Suspense: 04/28/52, episode 470
Brought to you by the Old Time Radio Researchers, courtesy of The Suspense Project

Frank Lovejoy portrays one of the most notorious outlaws in American history in the “true” story of Billy the Kid. The script is by Silvia Richards. Lovejoy was not the planned guest star; that was Donald O’Connor, who excused himself from the assignment.

The real Billy the Kid got involved in numerous altercations and feuds, killing sixteen men by the time he was 18 years old. He was offered a full pardon by the governor of New Mexico if he would stand trial and become a law-abiding citizen. Billy turned it down because he was convinced that his enemies would murder him the moment he put aside his guns. He gives himself up later, however, to get a priest for a dying comrade, and is sentenced to hang. Billy makes a spectacular escape from jail, and from that moment on, he was hunted day and night.

Billy the Kid was the subject of numerous film and television characterizations, as well as radio. There often was a glamorization of his life in the media. He died at age 21, shot.

The original star was planned and announced as Donald O’Connor. It was teased at the close of the prior week’s broadcast. Newspapers and press releases active, were still promoting O’Connor’s appearance, some appearing in newspapers on the day of broadcast.

Usually, such cast changes would be attributed to a change in the announced guest performer's schedule.
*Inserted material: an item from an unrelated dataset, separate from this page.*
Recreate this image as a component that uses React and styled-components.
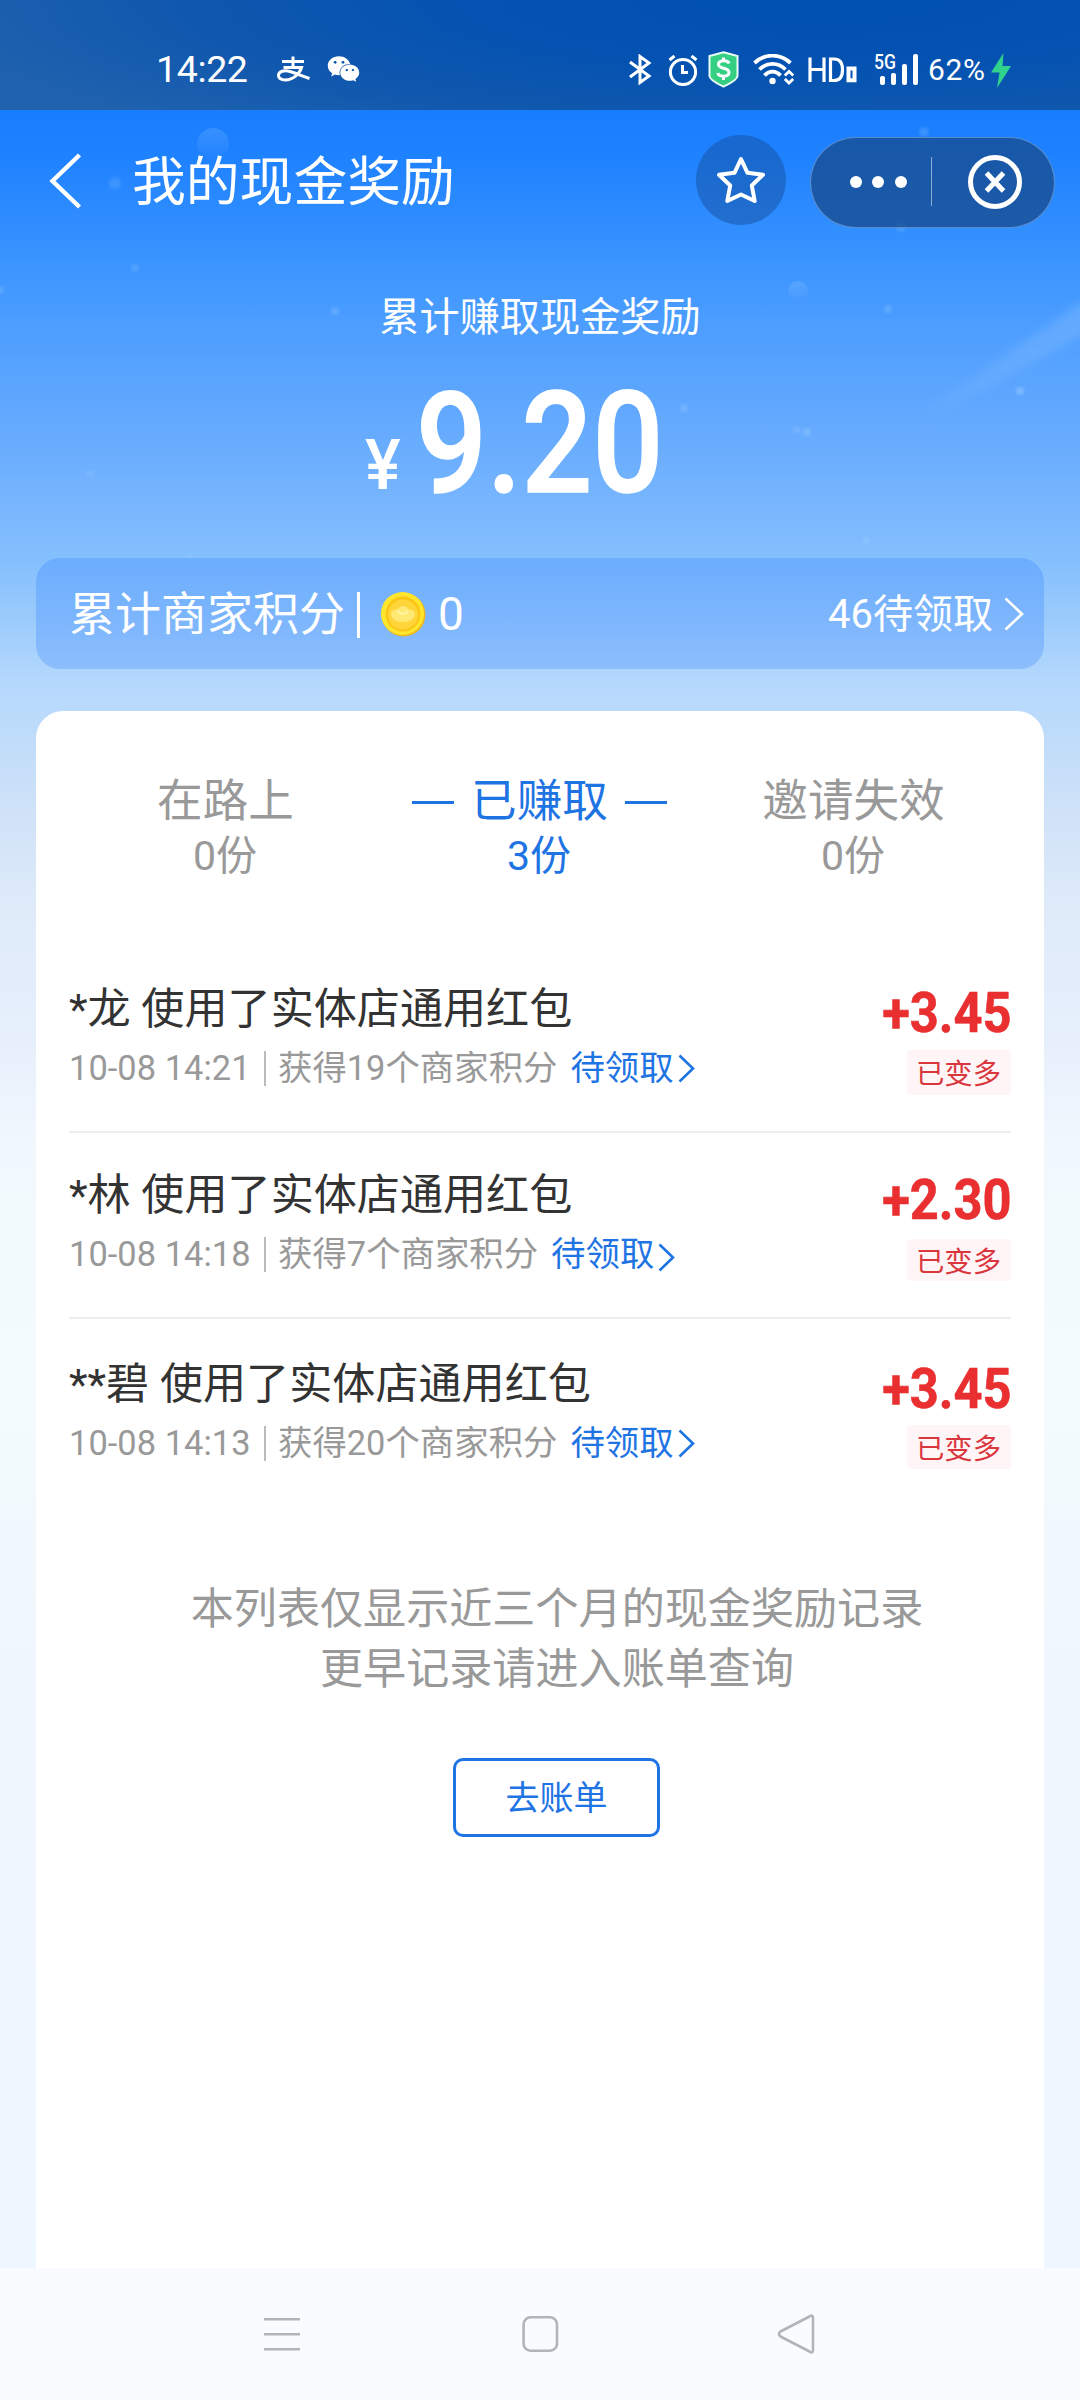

This time, it seemed different. Here, the replaced actor is quoted as saying the part was not right for him. This is how the 1952-04-28 North Hollywood Valley Times reported it:

Donald O’Connor pulled out of radio's Suspense in favor of Frank Lovejoy because “I just didn't feel the script was right for me.”

Frank’s voice seems too mature to be “the Kid,” making it seem that the story is about “Billy the Adult,” something that “the Kid” did not live long enough to achieve. Lovejoy delivers his usual fine performance, but one wonders what an O’Connor rendition would have been like.

Two nights earlier, CBS debuted Gunsmoke, and its first production was Billy the Kid. That was a much different presentation, authored by Walter Brown Newman. William Conrad was the only performer in both productions.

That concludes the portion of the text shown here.